The workaround is to clone the map as shown in the second example.
Ah sorry, clearly not paying enough attention! Using .clone()
has fixed it.
For what it's worth, here are my details
- Nextflow version: 21.10.6
- Java version: openjdk 1.8.0
- OS: Ubuntu 18.04.6 LTS
- BASH: 4.4.20
Good thing to add to the docs under a section on troubleshooting or gotchas.
Been thinking about this issue. Fundamentally the mutable object needs to be cloned, the question is whether Nextflow should do it automatically or the user should do it when they need it.
I am leaning towards the latter approach. For Nextflow to perform a deep copy every time a channel is referenced (i.e. implicit into
from DSL1) would add needless overhead in most cases, and in the worst case might copy some large in-memory object (e.g. a CSV file loaded into memory) that either takes a while or causes an OOM error. Also, mutating state in this way kinda goes against the functional paradigm employed by Nextflow.
So I think the best solution is to just use a functional style that doesn't require mutation. Here is your example reworked to produce a new map without mutating or using clone()
at all:
ch_input.map { meta ->
meta + [id: 'foo']
}
See this article
From the linked article:
The easiest way to merge two maps in Groovy is to use + operator. This method is straightforward - it creates a new map from the left-hand-side and right-hand-side maps.
that means it is equivalent to using clone and the modifying the state. On one hand, style-wise, I agree that your suggestion is nice since it can modify multiple keys in one statement.

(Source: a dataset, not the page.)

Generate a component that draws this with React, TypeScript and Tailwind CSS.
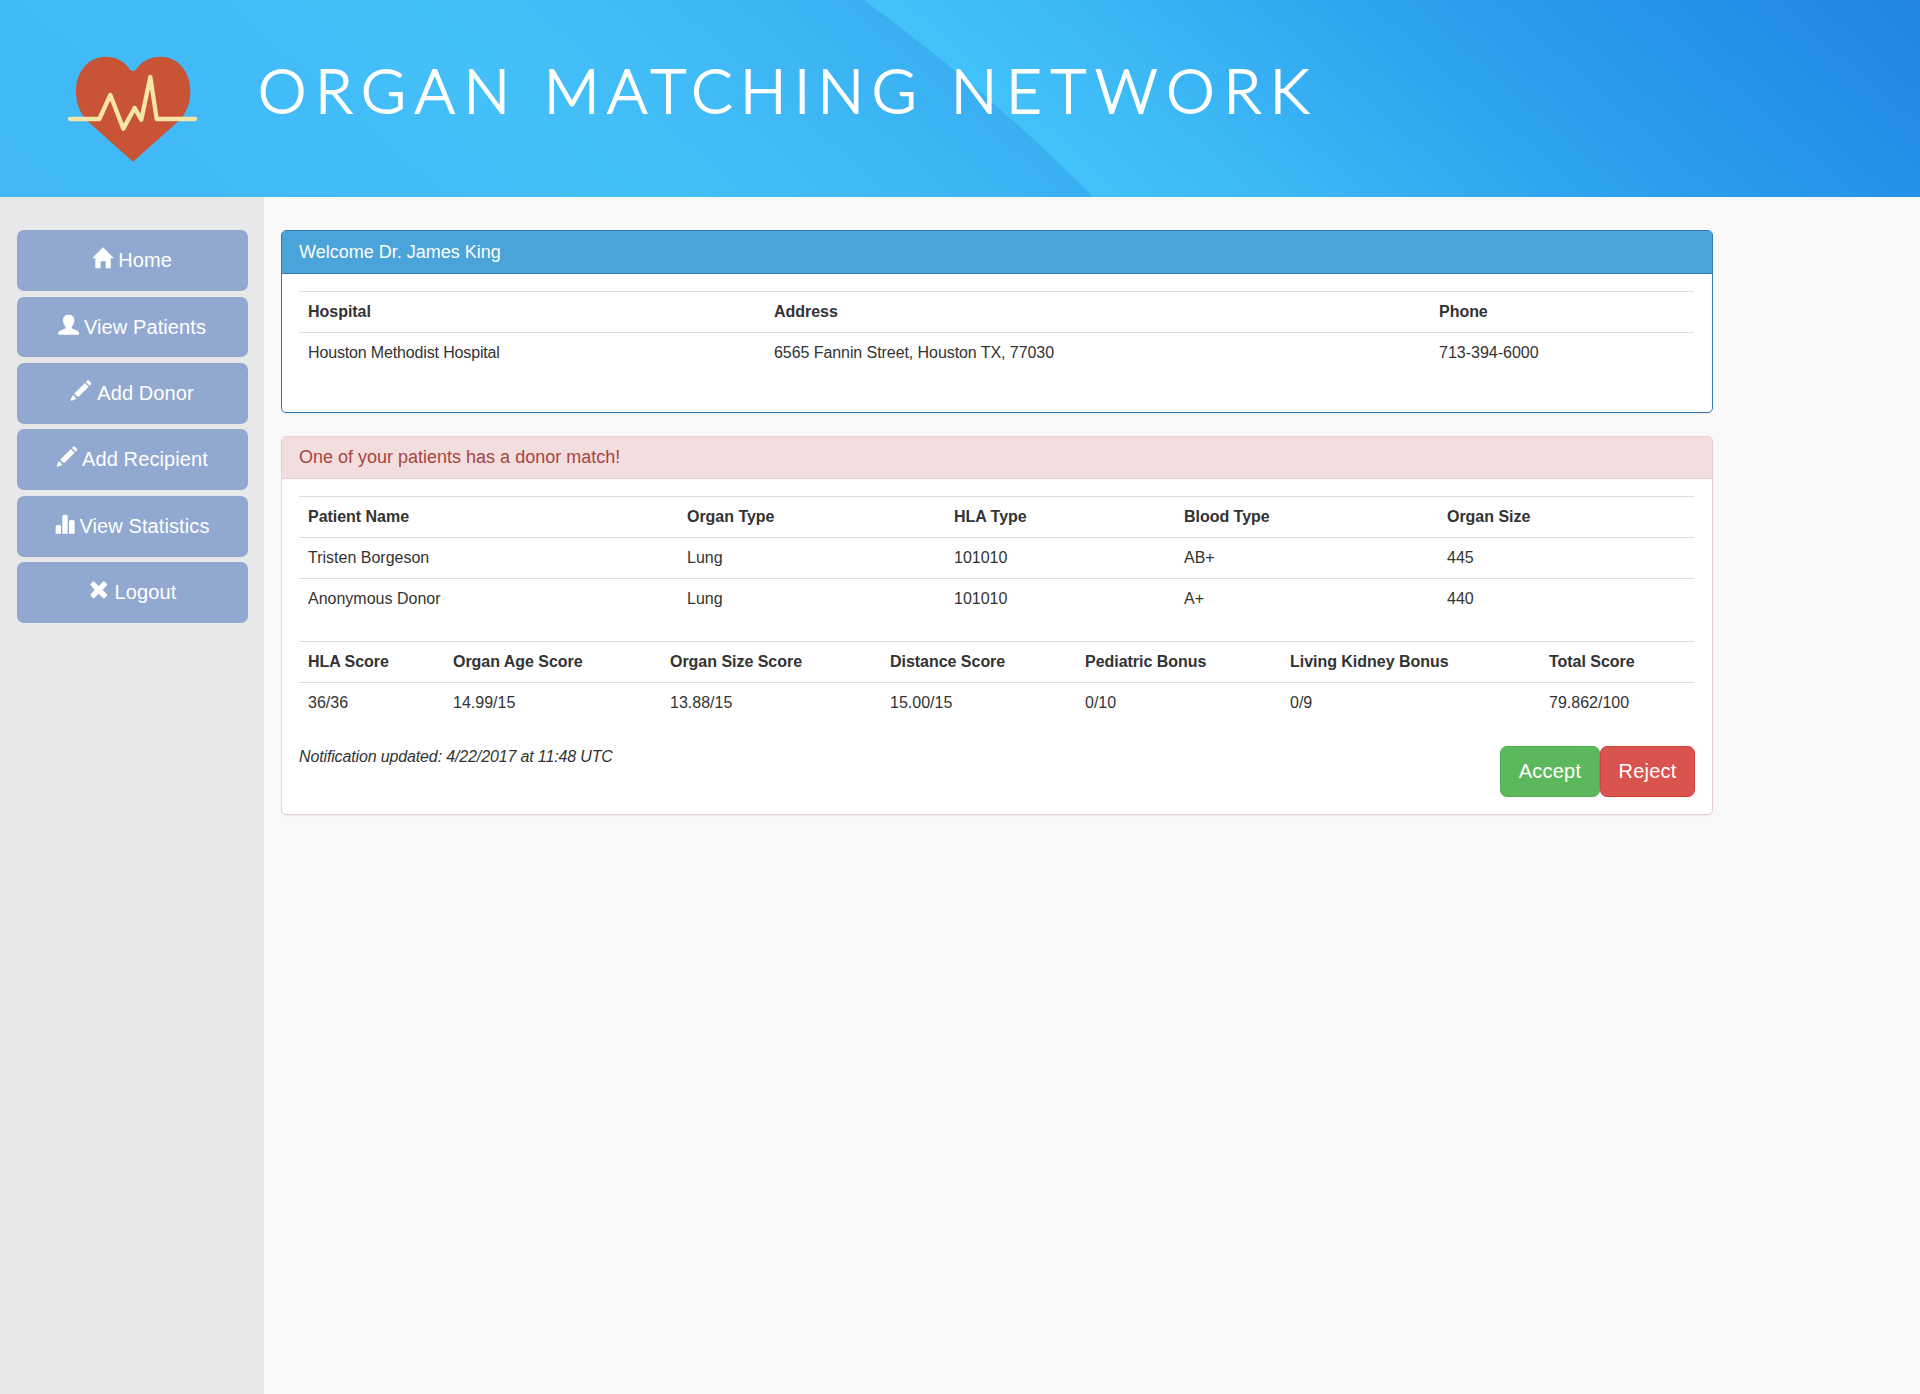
import type { ReactNode } from "react";

function Banner() {
  return (
    <svg className="absolute inset-0 h-full w-full" viewBox="0 0 1920 197" preserveAspectRatio="none" aria-hidden="true">
      <defs>
        <linearGradient id="left" gradientUnits="userSpaceOnUse" x1="0" y1="197" x2="475" y2="-343">
          <stop offset="0" stopColor="#41b7f6" />
          <stop offset="0.3" stopColor="#42bbf8" />
          <stop offset="0.58" stopColor="#44c0f8" />
          <stop offset="0.8" stopColor="#3fbaf6" />
          <stop offset="1" stopColor="#3ab0f2" />
        </linearGradient>
        <linearGradient id="right" gradientUnits="userSpaceOnUse" x1="864" y1="0" x2="1324" y2="-523">
          <stop offset="0" stopColor="#43c2fa" />
          <stop offset="0.2" stopColor="#3cb7f5" />
          <stop offset="0.45" stopColor="#2fa5ef" />
          <stop offset="0.6" stopColor="#299cec" />
          <stop offset="0.8" stopColor="#2490e8" />
          <stop offset="1" stopColor="#1f84e2" />
        </linearGradient>
      </defs>
      <rect width="1920" height="197" fill="url(#left)" />
      <path d="M864 0 Q990 92 1093 197 H1920 V0 Z" fill="url(#right)" />
    </svg>
  );
}

function HeartLogo() {
  return (
    <svg className="h-[130px] w-[170px] shrink-0" viewBox="0 0 510 390" aria-hidden="true">
      <path
        d="M249 365 L112 243 C90 222 78 190 78 154 C78 95 115 50 167 50 C200 50 226 66 241 90 Q249 97 257 90 C272 66 298 50 331 50 C385 50 421 95 421 154 C421 190 409 222 386 243 Z"
        fill="#c95335"
      />
      <path
        d="M60 237 H148 L181 165 L220 266 L254 204 L274 239 L301 111 L320 237 H435"
        fill="none"
        stroke="#f8e6a7"
        strokeWidth="13"
        strokeLinecap="round"
        strokeLinejoin="round"
      />
    </svg>
  );
}

function Glyph({ children }: { children: ReactNode }) {
  return (
    <svg className="h-[22px] w-[22px] shrink-0 overflow-visible" viewBox="0 0 66 66" fill="#fff" aria-hidden="true">
      {children}
    </svg>
  );
}

const home = (
  <Glyph>
    <path d="M33 1 L66 34 H56 V64 H41 V43 H26 V64 H10 V34 H0 Z" />
  </Glyph>
);
const user = (
  <Glyph>
    <path d="M32 2 C42 2 49 8 49 19 C49 28 46 34 41 38 V43 C48 47 63 50 63 56 V62 H1 V56 C1 50 16 47 23 43 V38 C18 34 15 28 15 19 C15 8 22 2 32 2 Z" />
  </Glyph>
);
const pencil = (
  <Glyph>
    <path d="M53 1 Q55 0 57 2 L63 8 Q65 10 63 13 L59 17 L48 6 Z M45 9 L56 20 L24 52 L22 48 L17 47 L16 41 L12 41 Z M9 44 L11 48 L15 50 L16 54 L20 56 L5 62 L2 61 L2 59 Z" />
  </Glyph>
);
const stats = (
  <Glyph>
    <path d="M2 62 V41 Q2 36 7 36 H13 Q18 36 18 41 V62 Z M22 62 V10 Q22 5 27 5 H33 Q38 5 38 10 V62 Z M42 62 V26 Q42 21 47 21 H54 Q59 21 59 26 V62 Z" />
  </Glyph>
);
const cross = (
  <Glyph>
    <path d="M19 8 L32 21 L45 8 Q48 6 50 8 L57 15 Q59 17 57 19 L44 33 L57 46 Q59 48 57 50 L50 57 Q48 59 45 57 L32 44 L19 57 Q17 59 14 57 L8 50 Q6 48 8 46 L20 33 L8 19 Q6 17 8 15 L14 8 Q17 6 19 8 Z" />
  </Glyph>
);

const navItems = [
  { label: "Home", icon: home, gap: "gap-[4px]", height: "h-[61px] mb-[6px]", lift: "-mt-[2px] pr-[1px]" },
  { label: "View Patients", icon: user, gap: "gap-[4px]", height: "h-[60px] mb-[6px]", lift: "mt-0 pr-[1px]" },
  { label: "Add Donor", icon: pencil, gap: "gap-[5px]", height: "h-[61px] mb-[5px]", lift: "-mt-[2px] pr-[1px]" },
  { label: "Add Recipient", icon: pencil, gap: "gap-[4px]", height: "h-[61px] mb-[6px]", lift: "-mt-[2px] pr-[1px]" },
  { label: "View Statistics", icon: stats, gap: "gap-[2px]", height: "h-[61px] mb-[5px]", lift: "-mt-[2px]" },
  { label: "Logout", icon: cross, gap: "gap-[5px]", height: "h-[61px]", lift: "-mt-[2px] pr-[1px]" },
];

type Column = { title: string; width: string; tracking?: string };

function DataTable({ columns, rows }: { columns: Column[]; rows: string[][] }) {
  return (
    <table className="w-[1395px] table-fixed border-collapse text-left text-[16px] leading-[22px]">
      <thead>
        <tr>
          {columns.map((c) => (
            <th key={c.title} className={`${c.width} h-[41px] border-t border-[#ddd] px-[9px] py-0 font-bold tracking-[-0.03px] whitespace-nowrap`}>
              {c.title}
            </th>
          ))}
        </tr>
      </thead>
      <tbody>
        {rows.map((r, i) => (
          <tr key={i}>
            {r.map((cell, j) => (
              <td key={j} className={`${columns[j].tracking ?? "tracking-normal"} h-[41px] border-t border-[#ddd] px-[9px] py-0 whitespace-nowrap`}>
                {cell}
              </td>
            ))}
          </tr>
        ))}
      </tbody>
    </table>
  );
}

export default function App() {
  return (
    <div className="flex h-[1394px] w-[1920px] flex-col overflow-hidden bg-[#f9f9f9] font-['Liberation_Sans',Arial,sans-serif] text-[#333]">
      <header className="relative h-[197px] shrink-0 overflow-hidden">
        <Banner />
        <div className="relative flex pt-[40px] pl-[50px]">
          <HeartLogo />
          <h1 className="flex pl-[38px] font-['Lato'] text-[61px] leading-[99px] font-light whitespace-nowrap text-white [-webkit-text-stroke:1.8px_white] [stroke-linejoin:round]">
            <span className="w-[286px] tracking-[9px]">ORGAN</span>
            <span className="w-[407px] tracking-[7.8px]">MATCHING</span>
            <span className="tracking-[9.2px]">NETWORK</span>
          </h1>
        </div>
      </header>
      <div className="flex flex-1">
        <nav className="w-[264px] shrink-0 bg-[#e8e8e8] pt-[33px] pl-[17px]">
          {navItems.map((n) => (
            <a key={n.label} className={`${n.height} ${n.gap} flex w-[231px] items-center justify-center rounded-[7px] bg-[#91a8d1] text-[20px] text-white`}>
              <span className="-mt-[5px]">{n.icon}</span>
              <span className={`${n.lift} tracking-[0.1px]`}>{n.label}</span>
            </a>
          ))}
        </nav>
        <main className="pt-[33px] pl-[17px]">
          <section className="h-[183px] w-[1432px] overflow-hidden rounded-[5px] border border-[#337ab7] bg-white shadow-[0_1px_1px_rgba(0,0,0,0.05)]">
            <h2 className="h-[43px] border-b border-[#337ab7] bg-[#4aa3d9] pl-[17px] text-[18px] leading-[42px] text-white">Welcome Dr. James King</h2>
            <div className="pt-[17px] pl-[17px]">
              <DataTable
                columns={[
                  { title: "Hospital", width: "w-[466px]", tracking: "tracking-[-0.15px]" },
                  { title: "Address", width: "w-[665px]", tracking: "tracking-[-0.07px]" },
                  { title: "Phone", width: "w-[264px]" },
                ]}
                rows={[["Houston Methodist Hospital", "6565 Fannin Street, Houston TX, 77030", "713-394-6000"]]}
              />
            </div>
          </section>
          <section className="mt-[23px] h-[379px] w-[1432px] overflow-hidden rounded-[5px] border border-[#ebccd1] bg-white shadow-[0_1px_1px_rgba(0,0,0,0.05)]">
            <h2 className="h-[42px] border-b border-[#ebccd1] bg-[#f2dede] pl-[17px] text-[18px] leading-[40px] text-[#a94442]">One of your patients has a donor match!</h2>
            <div className="flex flex-col gap-[21px] pt-[17px] pl-[17px]">
              <DataTable
                columns={[
                  { title: "Patient Name", width: "w-[379px]" },
                  { title: "Organ Type", width: "w-[267px]" },
                  { title: "HLA Type", width: "w-[230px]" },
                  { title: "Blood Type", width: "w-[263px]" },
                  { title: "Organ Size", width: "w-[256px]" },
                ]}
                rows={[
                  ["Tristen Borgeson", "Lung", "101010", "AB+", "445"],
                  ["Anonymous Donor", "Lung", "101010", "A+", "440"],
                ]}
              />
              <DataTable
                columns={[
                  { title: "HLA Score", width: "w-[145px]" },
                  { title: "Organ Age Score", width: "w-[217px]" },
                  { title: "Organ Size Score", width: "w-[220px]" },
                  { title: "Distance Score", width: "w-[195px]" },
                  { title: "Pediatric Bonus", width: "w-[205px]" },
                  { title: "Living Kidney Bonus", width: "w-[259px]" },
                  { title: "Total Score", width: "w-[154px]" },
                ]}
                rows={[["36/36", "14.99/15", "13.88/15", "15.00/15", "0/10", "0/9", "79.862/100"]]}
              />
              <div className="mt-[2px] flex w-[1396px] justify-between">
                <em className="text-[16px] leading-[22px] tracking-[-0.14px]">Notification updated: 4/22/2017 at 11:48 UTC</em>
                <div className="flex">
                  <button className="h-[51px] w-[100px] rounded-[7px] border border-[#4cae4c] bg-[#5cb85c] pb-[2px] text-[20px] tracking-[0.2px] text-white">Accept</button>
                  <button className="h-[51px] w-[95px] rounded-[7px] border border-[#d43f3a] bg-[#d9534f] pb-[2px] text-[20px] tracking-[0.2px] text-white">Reject</button>
                </div>
              </div>
            </div>
          </section>
        </main>
      </div>
    </div>
  );
}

On the other hand, it may not be immediately obvious to every reader of the code that values of the LHS for keys in RHS get overwritten by RHS' values.
Personally, I would then probably prefer to implement a 'merge' function with explanatory docstring just as in the article and use that.
Hey guys, just want to note in this thread as well that .clone() does not work on maps that carry a groupKey.
This works:
#!/usr/bin/env nextflow
nextflow.enable.dsl = 1
/*
* Defines the pipeline inputs parameters
*/
Channel
.from( [ "sample_name":"sample_A" ], [ "sample_name":"sample_B" ], [ "sample_name":"sample_C" ] )
.set { samples_ch }
Channel
.from( ["scaffolds", "file_s"], ["contigs", "file_c"])
.set { genomes_ch }
samples_ch
.combine( genomes_ch )
.map { sample_info, genome_name, index ->
def tmp = sample_info.clone()
tmp.genomeName = genome_name
return [tmp, tuple(genome_name), index] }
.view()
This does not work:
#!/usr/bin/env nextflow
nextflow.enable.dsl = 1
/*
* Defines the pipeline inputs parameters
*/
Channel
.from( [ "sample_name":"sample_A" ], [ "sample_name":"sample_B" ], [ "sample_name":"sample_C" ] )
.set { samples_ch }
Channel
.from( ["scaffolds", "file_s"], ["contigs", "file_c"])
.set { genomes_ch }
samples_ch
.combine( genomes_ch )
.map { sample_info, genome_name, index -> tuple(groupKey(sample_info, 1), genome_name, index )}
.map { sample_info, genome_name, index ->
def tmp = sample_info.clone()
tmp.genomeName = genome_name
return [tmp, tuple(genome_name), index] }
.view()
@Midnighter I think the +
syntax will work great for most people, but it's yet another example of how I think the Nextflow docs just need to have more comprehensive docs on Groovy syntax, instead of only linking to other sources.
@diego-rt Would the +
syntax I showed above solve your problem without having to use clone()
?
Actually yes, the +
syntax seems to work just fine. It doesn't seem to preserve the groupKey of the object though.
Btw, also another thing that seems to be missing AFAIK is a way to remove the groupKey from an object.
This issue has been automatically marked as stale because it has not had recent activity. It will be closed if no further activity occurs. Thank you for your contributions.
In order to keep this alive, just wanted to comment that I've started using the +
operator more and more @bentsherman . I've grown to like it a lot. It's very concise yet explicit about what's happening.